Why do acquirers prefer EV/EBITDA over P/E?

Because it is capital structure neutral. Two identical businesses with the same revenue, margins, and growth will show very different P/E ratios if one carries debt and the other does not, since interest reduces net income and compresses the P/E denominator. EV/EBITDA captures the same operating economics for both, which is why private equity firms and analysts comparing companies across industries almost always start with it.

When does EV/EBITDA mislead?

It misleads for capital-intensive businesses. EBITDA strips out depreciation, but depreciation approximates real wear on assets that must eventually be replaced. A manufacturer with $100m of EBITDA and $60m of maintenance capex is treated the same as a software firm with $100m of EBITDA and $5m of capex. Calculating EV/EBIT and EV/FCF alongside EV/EBITDA exposes the gap.

How do you calculate enterprise value correctly?

Start with market cap, add total debt (including leases under IFRS 16), then subtract cash. A business with $5bn of market cap and $8bn of net debt has an enterprise value of $13bn, not $5bn. Using market cap as a proxy when a company carries material debt or cash leads to very different and wrong conclusions.

Why did AB InBev's stock fall after the SABMiller deal if EBITDA held up?

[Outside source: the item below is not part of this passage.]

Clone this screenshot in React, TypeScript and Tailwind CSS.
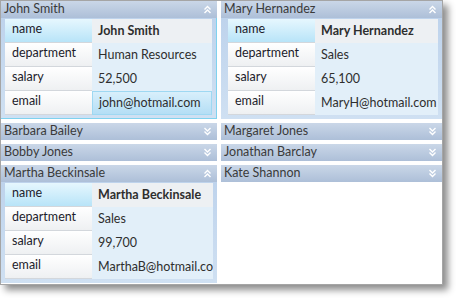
import React from "react";

interface Employee {
  name: string;
  department: string;
  salary: string;
  email: string;
}

const font = { fontFamily: 'Lato, "Noto Sans", sans-serif' };

const Chevrons = ({ up }: { up: boolean }) => (
  <svg width="9" height="9" viewBox="0 0 9 9" className="shrink-0">
    {up ? (
      <>
        <path d="M1.5 4.5 L4.5 1.5 L7.5 4.5" fill="none" stroke="white" strokeWidth="1.4" />
        <path d="M1.5 8 L4.5 5 L7.5 8" fill="none" stroke="white" strokeWidth="1.4" />
      </>
    ) : (
      <>
        <path d="M1.5 1 L4.5 4 L7.5 1" fill="none" stroke="white" strokeWidth="1.4" />
        <path d="M1.5 4.5 L4.5 7.5 L7.5 4.5" fill="none" stroke="white" strokeWidth="1.4" />
      </>
    )}
  </svg>
);

const Header = ({ title, up }: { title: string; up: boolean }) => (
  <div className="h-[17px] shrink-0 flex items-center justify-between pl-[3px] pr-[5px] bg-gradient-to-b from-[#cad7e8] to-[#adbfd8] text-[12.5px] leading-none text-[#3a3a3a]">
    <span className="-mt-px">{title}</span>
    <Chevrons up={up} />
  </div>
);

const Row = ({
  label,
  value,
  first,
  hot,
}: {
  label: string;
  value: string;
  first?: boolean;
  hot?: boolean;
}) => (
  <div className="flex h-[24px]">
    <div
      className={`w-[87px] shrink-0 pl-[7px] pt-[3px] text-[12.5px] leading-[14px] text-[#1c1c2c] border-b border-[#d3d7dc] ${
        first
          ? "bg-gradient-to-b from-[#e6f7fe] to-[#b8e4f8]"
          : "bg-gradient-to-b from-white to-[#eef0f2]"
      }`}
    >
      {label}
    </div>
    <div
      className={`flex-1 min-w-0 pl-[6px] flex items-center overflow-hidden whitespace-nowrap text-[12.5px] text-[#2e2e2e] ${
        first
          ? "font-bold bg-[#edf0f3]"
          : hot
          ? "bg-gradient-to-b from-[#d8effb] to-[#b4def5] border border-[#9ed8f2]"
          : "bg-[#e2eff9]"
      }`}
    >
      {value}
    </div>
  </div>
);

const Panel = ({
  emp,
  active,
  padLeft,
}: {
  emp: Employee;
  active?: boolean;
  padLeft: string;
}) => (
  <div className="h-[118px] flex flex-col shrink-0">
    <Header title={emp.name} up />
    <div
      className={`flex-1 pt-px pr-[4px] ${padLeft} bg-gradient-to-b from-[#bed3ec] to-[#cfe0f2] ${
        active ? "border-r border-b border-[#7fd2ef]" : ""
      }`}
    >
      <div className="bg-gradient-to-b from-[#eef2f6] to-[#dcecf8]">
        <Row label="name" value={emp.name} first />
        <Row label="department" value={emp.department} />
        <Row label="salary" value={emp.salary} />
        <Row label="email" value={emp.email} hot={active} />
      </div>
    </div>
  </div>
);

export default function App() {
  const john: Employee = {
    name: "John Smith",
    department: "Human Resources",
    salary: "52,500",
    email: "john@hotmail.com",
  };
  const mary: Employee = {
    name: "Mary Hernandez",
    department: "Sales",
    salary: "65,100",
    email: "MaryH@hotmail.com",
  };
  const martha: Employee = {
    name: "Martha Beckinsale",
    department: "Sales",
    salary: "99,700",
    email: "MarthaB@hotmail.com",
  };

  return (
    <div className="w-[463px] h-[305px] bg-white" style={font}>
      <div className="w-[443px] h-[285px] border border-[#a5a5a5] bg-white flex gap-[4px] shadow-[5px_5px_7px_rgba(0,0,0,0.45)]">
        <div className="w-[216px] flex flex-col gap-[4px]">
          <Panel emp={john} active padLeft="pl-[4px]" />
          <Header title="Barbara Bailey" up={false} />
          <Header title="Bobby Jones" up={false} />
          <Panel emp={martha} padLeft="pl-[4px]" />
        </div>
        <div className="flex-1 flex flex-col gap-[4px]">
          <Panel emp={mary} padLeft="pl-[7px]" />
          <Header title="Margaret Jones" up={false} />
          <Header title="Jonathan Barclay" up={false} />
          <Header title="Kate Shannon" up={false} />
        </div>
      </div>
    </div>
  );
}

The deal itself was priced at a defensible 16 times EBITDA, falling toward 13 times once synergies landed. The problem was the $108 billion of debt taken on to fund it. Debt service consumed a large share of operating cash flow, so every revenue miss was magnified and investors re-rated the equity risk upward. EBITDA is not the cash available to equity holders once there is significant debt to service.